On a warm late February day in Santiago, I went to the grave of Victor Jara
to pay homage to the man who was brutally killed on 16 September 1973. A
theatre director, songwriter, and communist, Jara was arrested after the
coup d’état against the socialist government of Salvador Allende. He was
tortured and then murdered. At the rear of the Cementerio General in
Recoleta, Jara was buried with other victims of the military dictatorship
of General Augusto Pinochet. In 2009, Jara’s body was exhumed as part of
the investigation into this murder and he was reburied a short distance
away. On the original tomb in simple paint are the words *el derecho de
vivir en paz* (‘the right to live in peace’).

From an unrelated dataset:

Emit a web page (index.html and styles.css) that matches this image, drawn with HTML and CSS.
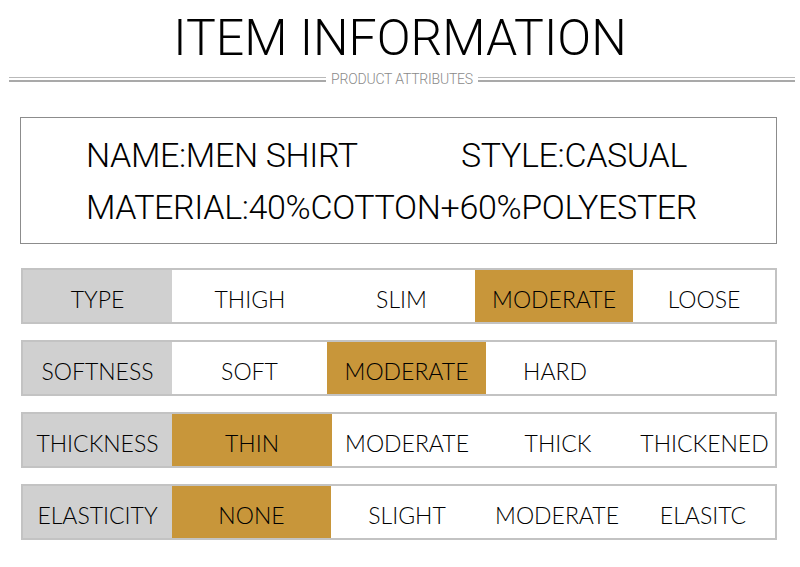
FILE: index.html
```html
<!DOCTYPE html>
<html lang="en">
<head>
<meta charset="utf-8">
<title>Item Information</title>
<link rel="stylesheet" href="styles.css">
</head>
<body>
<div class="page">
  <h1 class="title">ITEM INFORMATION</h1>
  <div class="divider">
    <span class="rule"></span>
    <span class="divider-text">PRODUCT ATTRIBUTES</span>
    <span class="rule"></span>
  </div>

  <div class="info">
    <div class="info-line">
      <span class="info-name">NAME:MEN SHIRT</span>
      <span>STYLE:CASUAL</span>
    </div>
    <div class="info-line">MATERIAL:40%COTTON+60%POLYESTER</div>
  </div>

  <div class="table">
    <div class="row row-type">
      <div class="cell label">TYPE</div>
      <div class="cell">THIGH</div>
      <div class="cell">SLIM</div>
      <div class="cell active">MODERATE</div>
      <div class="cell">LOOSE</div>
    </div>
    <div class="row row-soft">
      <div class="cell label">SOFTNESS</div>
      <div class="cell">SOFT</div>
      <div class="cell active">MODERATE</div>
      <div class="cell">HARD</div>
      <div class="cell"></div>
    </div>
    <div class="row row-thick">
      <div class="cell label">THICKNESS</div>
      <div class="cell active">THIN</div>
      <div class="cell">MODERATE</div>
      <div class="cell">THICK</div>
      <div class="cell">THICKENED</div>
    </div>
    <div class="row row-elastic">
      <div class="cell label">ELASTICITY</div>
      <div class="cell active">NONE</div>
      <div class="cell">SLIGHT</div>
      <div class="cell">MODERATE</div>
      <div class="cell">ELASITC</div>
    </div>
  </div>
</div>
</body>
</html>
```

FILE: styles.css
```css
html, body {
  margin: 0;
  padding: 0;
  background: #ffffff;
}

.page {
  width: 800px;
  height: 567px;
  overflow: hidden;
  font-family: Roboto, "Liberation Sans", sans-serif;
  color: #111;
}

.title {
  margin: 0;
  padding-top: 13px;
  font-size: 50px;
  line-height: 50px;
  font-weight: 300;
  text-align: center;
  color: #000;
  letter-spacing: 0;
}

.divider {
  display: flex;
  align-items: center;
  margin: 6px 5px 0 9px;
  height: 20px;
  gap: 5px;
}

.rule {
  flex: 1;
  height: 2px;
  border-top: 1px solid #b9b9b9;
  border-bottom: 2px solid #a9a9a9;
}

.divider-text {
  font-size: 14px;
  font-weight: 300;
  color: #8a8a8a;
  line-height: 14px;
  letter-spacing: -0.2px;
}

.info {
  margin: 28px 23px 0 20px;
  border: 1px solid #8c8c8c;
  padding: 11px 0 8px 65px;
  height: 106px;
}

.info-line {
  display: flex;
  font-size: 34px;
  line-height: 52px;
  font-weight: 300;
  color: #000;
  letter-spacing: -0.35px;
}

.info-name {
  width: 375px;
}

.table {
  display: flex;
  flex-direction: column;
  gap: 16px;
  margin: 24px 23px 0 21px;
}

.row {
  display: grid;
  height: 56px;
  box-sizing: border-box;
  border: 2px solid #c3c3c3;
  font-family: Lato, "Liberation Sans", sans-serif;
  font-weight: 300;
  font-size: 23px;
  color: #000;
}

.row-type { grid-template-columns: 149px 156px 147px 158px 1fr; }
.row-soft { grid-template-columns: 149px 155px 159px 138px 1fr; }
.row-thick { grid-template-columns: 149px 160px 150px 152px 1fr; }
.row-elastic { grid-template-columns: 149px 159px 152px 148px 1fr; }

.cell {
  display: flex;
  align-items: center;
  justify-content: center;
  padding-top: 6px;
  white-space: nowrap;
}

.label {
  background: #d0d0d0;
}

.active {
  background: #c8963a;
}
```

These words are from the title song of Jara’s 1971 album. The song, which
opens the album, is an homage to the Vietnamese people, who were led by Ho
Chi Minh in their fight against US imperialism. It is a simple song, which
starts with this line of dignity about the right to live in peace. It then
reflects on Ho Chi Minh, the poet, who strikes from Vietnam for all
humankind. Vietnam’s people declared independence in 1945 when Jara was
thirteen. Before they could advance their socialist agenda, a war was
imposed on them, first by France and then by the United States. The United
States used its entire arsenal – short of nuclear weapons – against the
Vietnamese people, who fought with great determination to free their

Two things about this war were clear to revolutionaries around the world.
First, that the defeat of the Vietnamese people would result in a great
setback for the national liberation agenda around the world, since it would
give the United States and its allies confidence to smash other liberation
movements. Second, that every sensitive person who was committed to
decolonisation and freedom had to ‘create two, three or many Vietnams’, as
Che Guevara wrote <https://www.thetricontinental.org/text-che/> in his *Message
to the Tricontinental* (1966). Che Guevara was assassinated in 1967 at the
age of 39; Victor Jara was only 40 when he was murdered.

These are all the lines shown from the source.